My friend Art called me last week to tell me that he received a notice from the IRS demanding that he file his 2019 tax return. Art filed his returns months ago and had the receipt from the post office to prove it. He submitted a second copy in response the letter. A day later, I sent him a note about how the IRS had erroneously issued about 260,000 “CP59” notices to taxpayers stating they didn’t filed their 2019 federal tax returns. The IRS admits that it hasn’t completed processing of all 2019 returns and that these notices should not have been sent out. Art was livid.
Most of the returns that were electronically filed have been processed but paper documents have been piling up since IRS shut down its processing centers in March of last year due to COVID. Many IRS employees have been working from home where they are unable to access the paper documents. The IRS is indeed between a rock and a hard place and Congress is turning up the heat. Last week both Democrats and Republicans on the House Ways and Means Committee sent letters to IRS Commissioner Charles Rettig complaining about poor customer service.
Republican members of the Subcommittee on Oversight, on February 17, 2021, sent a letter expressing their concern about the ongoing backlog of unprocessed 2019 tax returns. They complained about there being over 11 million unprocessed 2019 individual and business tax returns. Their constituents have been complaining that they have been waiting for their tax refunds since last spring.
Three questions were asked, summarized as follows: 1. What is the plan for processing this backlog? 2. What should taxpayers who have not received their refunds do? 3. How will the IRS make sure taxpayers do not suffer adverse consequences for their 2020 returns caused by delays in processing their 2019 returns?

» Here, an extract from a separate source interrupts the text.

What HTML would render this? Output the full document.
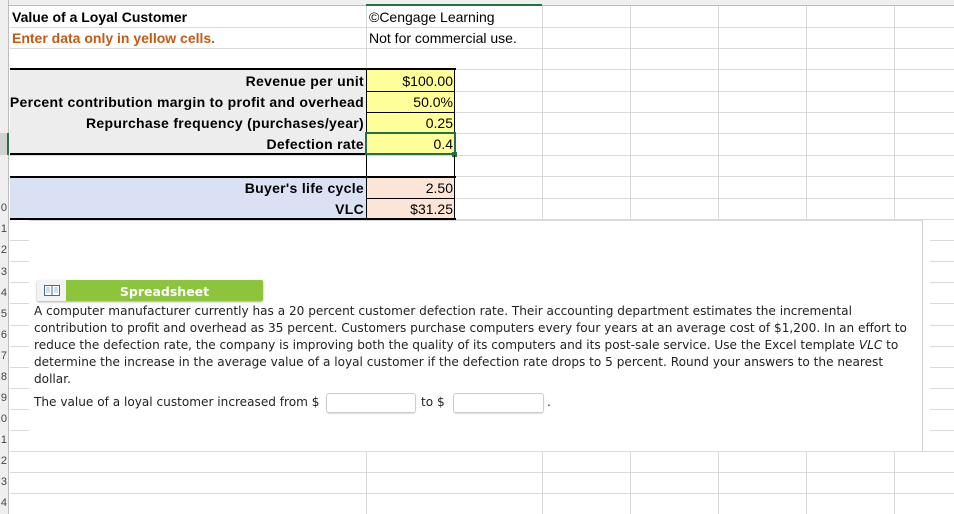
<!DOCTYPE html>
<html><head><meta charset="utf-8"><style>
*{margin:0;padding:0;box-sizing:border-box}
body{width:954px;height:514px;overflow:hidden;background:#fff;position:relative;font-family:"Liberation Sans",sans-serif}
.a{position:absolute}
.hl{position:absolute;height:1px;background:#dadada}
.vl{position:absolute;width:1px;background:#dadada}
.t{position:absolute;font-size:14px;white-space:nowrap;line-height:21px}
.b{font-weight:bold}
.r{text-align:right}
.q{font-family:"DejaVu Sans",Verdana,sans-serif;font-size:12.1px;color:#222;white-space:nowrap;position:absolute;left:34px;line-height:17px}
.n{position:absolute;left:-5px;width:12px;text-align:right;font-size:11px;color:#444;line-height:21px}
</style></head><body>
<div class="a" style="left:0;top:0;width:954px;height:6px;background:#efefef;border-bottom:1px solid #bdbdbd"></div>
<div class="a" style="left:366px;top:4px;width:176px;height:2px;background:#217346"></div>
<div class="a" style="left:0;top:0;width:9px;height:514px;background:#efefef;border-right:1px solid #bdbdbd"></div>
<div class="a" style="left:0;top:133px;width:9px;height:22px;background:#d2d2d2;border-right:2px solid #217346"></div>
<div class="n" style="top:198px">0</div>
<div class="n" style="top:219px">1</div>
<div class="n" style="top:240px">2</div>
<div class="n" style="top:262px">3</div>
<div class="n" style="top:283px">4</div>
<div class="n" style="top:304px">5</div>
<div class="n" style="top:325px">6</div>
<div class="n" style="top:346px">7</div>
<div class="n" style="top:367px">8</div>
<div class="n" style="top:388px">9</div>
<div class="n" style="top:409px">0</div>
<div class="n" style="top:430px">1</div>
<div class="n" style="top:451px">2</div>
<div class="n" style="top:472px">3</div>
<div class="n" style="top:493px">4</div>

<div class="hl" style="left:10px;top:27px;width:944px"></div>
<div class="hl" style="left:10px;top:48px;width:944px"></div>
<div class="hl" style="left:10px;top:69px;width:944px"></div>
<div class="hl" style="left:10px;top:91px;width:944px"></div>
<div class="hl" style="left:10px;top:112px;width:944px"></div>
<div class="hl" style="left:10px;top:133px;width:944px"></div>
<div class="hl" style="left:10px;top:155px;width:944px"></div>
<div class="hl" style="left:10px;top:176px;width:944px"></div>
<div class="hl" style="left:10px;top:198px;width:944px"></div>
<div class="hl" style="left:10px;top:219px;width:944px"></div>
<div class="hl" style="left:10px;top:451px;width:944px"></div>
<div class="hl" style="left:10px;top:472px;width:944px"></div>
<div class="hl" style="left:10px;top:493px;width:944px"></div>
<div class="vl" style="left:366px;top:6px;height:508px"></div>
<div class="vl" style="left:542px;top:6px;height:508px"></div>
<div class="vl" style="left:630px;top:6px;height:508px"></div>
<div class="vl" style="left:718px;top:6px;height:508px"></div>
<div class="vl" style="left:806px;top:6px;height:508px"></div>
<div class="vl" style="left:894px;top:6px;height:508px"></div>

<div class="t b" style="left:12px;top:7px;color:#000">Value of a Loyal Customer</div>
<div class="t b" style="left:12px;top:28px;color:#c65911">Enter data only in yellow cells.</div>
<div class="t" style="left:369px;top:7px">©Cengage Learning</div>
<div class="t" style="left:369px;top:28px">Not for commercial use.</div>

<div class="a" style="left:10px;top:70px;width:356px;height:84px;background:#ededed"></div>
<div class="a" style="left:366px;top:70px;width:88px;height:84px;background:#ffff99"></div>
<div class="a" style="left:10px;top:68px;width:446px;height:2px;background:#000"></div>
<div class="a" style="left:10px;top:153px;width:446px;height:2px;background:#000"></div>
<div class="a" style="left:366px;top:70px;width:1px;height:84px;background:#000"></div>
<div class="a" style="left:454px;top:70px;width:1px;height:84px;background:#000"></div>
<div class="a" style="left:366px;top:91px;width:88px;height:1px;background:#000"></div>
<div class="a" style="left:366px;top:112px;width:88px;height:1px;background:#000"></div>
<div class="a" style="left:366px;top:133px;width:88px;height:1px;background:#000"></div>
<div class="a" style="left:365px;top:132px;width:91px;height:23px;border:2px solid #217346"></div>
<div class="a" style="left:452px;top:152px;width:5px;height:5px;background:#217346"></div>
<div class="t b r" style="right:590px;top:71px;letter-spacing:0.3px">Revenue per unit</div>
<div class="t b r" style="right:590px;top:92px;letter-spacing:0.3px">Percent contribution margin to profit and overhead</div>
<div class="t b r" style="right:590px;top:113px;letter-spacing:0.3px">Repurchase frequency (purchases/year)</div>
<div class="t b r" style="right:590px;top:134px;letter-spacing:0.3px">Defection rate</div>
<div class="t r" style="right:501px;top:71px">$100.00</div>
<div class="t r" style="right:501px;top:92px">50.0%</div>
<div class="t r" style="right:501px;top:113px">0.25</div>
<div class="t r" style="right:501px;top:134px">0.4</div>
<div class="a" style="left:366px;top:155px;width:89px;height:22px;border-left:1px solid #000;border-right:1px solid #000"></div>

<div class="a" style="left:10px;top:177px;width:356px;height:42px;background:#d9e1f2"></div>
<div class="a" style="left:366px;top:177px;width:88px;height:42px;background:#fce4d6"></div>
<div class="a" style="left:10px;top:176px;width:446px;height:2px;background:#000"></div>
<div class="a" style="left:10px;top:218px;width:446px;height:2px;background:#000"></div>
<div class="a" style="left:366px;top:177px;width:1px;height:42px;background:#000"></div>
<div class="a" style="left:454px;top:177px;width:1px;height:42px;background:#000"></div>
<div class="a" style="left:366px;top:198px;width:88px;height:1px;background:#000"></div>
<div class="t b r" style="right:590px;top:178px;letter-spacing:0.3px">Buyer's life cycle</div>
<div class="t b r" style="right:590px;top:199px;letter-spacing:0.3px">VLC</div>
<div class="t r" style="right:501px;top:178px">2.50</div>
<div class="t r" style="right:501px;top:199px">$31.25</div>

<div class="a" style="left:29px;top:220px;width:894px;height:231px;background:#fff;border-top:1px solid #d8d8d8;border-right:1px solid #cfcfcf"></div>
<div class="hl" style="left:10px;top:240px;width:19px"></div>
<div class="hl" style="left:10px;top:261px;width:19px"></div>
<div class="hl" style="left:10px;top:282px;width:19px"></div>
<div class="hl" style="left:10px;top:303px;width:19px"></div>
<div class="hl" style="left:10px;top:325px;width:19px"></div>
<div class="hl" style="left:10px;top:346px;width:19px"></div>
<div class="hl" style="left:10px;top:367px;width:19px"></div>
<div class="hl" style="left:10px;top:388px;width:19px"></div>
<div class="hl" style="left:10px;top:409px;width:19px"></div>
<div class="hl" style="left:10px;top:430px;width:19px"></div>
<div class="hl" style="left:930px;top:240px;width:24px"></div>
<div class="hl" style="left:930px;top:261px;width:24px"></div>
<div class="hl" style="left:930px;top:282px;width:24px"></div>
<div class="hl" style="left:930px;top:303px;width:24px"></div>
<div class="hl" style="left:930px;top:325px;width:24px"></div>
<div class="hl" style="left:930px;top:346px;width:24px"></div>
<div class="hl" style="left:930px;top:367px;width:24px"></div>
<div class="hl" style="left:930px;top:388px;width:24px"></div>
<div class="hl" style="left:930px;top:409px;width:24px"></div>
<div class="hl" style="left:930px;top:430px;width:24px"></div>

<div class="a" style="left:37px;top:280px;width:226px;height:21px;border-radius:2px;box-shadow:0 1px 2px #aaa;background:#f3f3f3;overflow:hidden">
  <div class="a" style="left:29px;top:0;width:197px;height:21px;background:#8cc43c"></div>
  <svg class="a" style="left:7px;top:5px" width="16" height="12" viewBox="0 0 16 12"><rect x="0.5" y="0.5" width="15" height="10" fill="#fff" stroke="#3a6ea5"/><line x1="8" y1="1" x2="8" y2="10" stroke="#3a6ea5"/><path d="M2 3h4M2 5h4M2 7h4M10 3h4M10 5h4M10 7h4" stroke="#8aa9cc" stroke-width="0.8"/></svg>
  <div class="a" style="left:29px;top:0;width:197px;text-align:center;color:#fff;font-family:'DejaVu Sans',Verdana,sans-serif;font-weight:bold;font-size:12.5px;line-height:23px">Spreadsheet</div>
</div>

<div class="q" style="top:303px">A computer manufacturer currently has a 20 percent customer defection rate. Their accounting department estimates the incremental</div>
<div class="q" style="top:320px">contribution to profit and overhead as 35 percent. Customers purchase computers every four years at an average cost of $1,200. In an effort to</div>
<div class="q" style="top:337px">reduce the defection rate, the company is improving both the quality of its computers and its post-sale service. Use the Excel template <i>VLC</i> to</div>
<div class="q" style="top:354px">determine the increase in the average value of a loyal customer if the defection rate drops to 5 percent. Round your answers to the nearest</div>
<div class="q" style="top:371px">dollar.</div>
<div class="q" style="top:394px">The value of a loyal customer increased from $</div>
<div class="a" style="left:326px;top:393px;width:90px;height:20px;border:1px solid #ccc;border-radius:3px;box-shadow:0 1px 1px #ddd"></div>
<div class="q" style="left:421px;top:394px">to $</div>
<div class="a" style="left:453px;top:393px;width:91px;height:20px;border:1px solid #ccc;border-radius:3px;box-shadow:0 1px 1px #ddd"></div>
<div class="q" style="left:547px;top:394px">.</div>
</body></html>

Democrats wrote the Commissioner Rettig on February 19, 2021 expressing their concern about the current tax filing season and requesting information on how the IRS plans to improve customer service. They complained about the slow pace of processing 2020 tax returns and pointed out that IRS service centers in Kansas City and Austin were closed due to bad weather. The Democrats had three questions too, asking when the 6.7 million 2019 and prior year tax returns in the backlog will be processed, when the returns for 2020 filed so far will be processed, and when staff will be added to IRS taxpayer assistance efforts.
ProPublica, in an article dated Feb. 16, 2021, traces the IRS’ “challenges” back to the Obama administration when Republicans who objected to the Affordable Care Act successfully pushed steep budget cuts to the IRS. Since 2010 the IRS has experienced staff reductions of over 70,000 employees due to a hiring freeze. IRS operations were shutdown in 2013 and again in 2019 due to partisan disarray in the US Congress. The IRS’ workload has increased because it has been tasked with distribution of economic stimulus checks at the same time as disruptions in operations due to COVID.
We expect the IRS’ problems to continue. They have not made the investments in personnel or technology to keep up with Congressional and taxpayer demands for better service.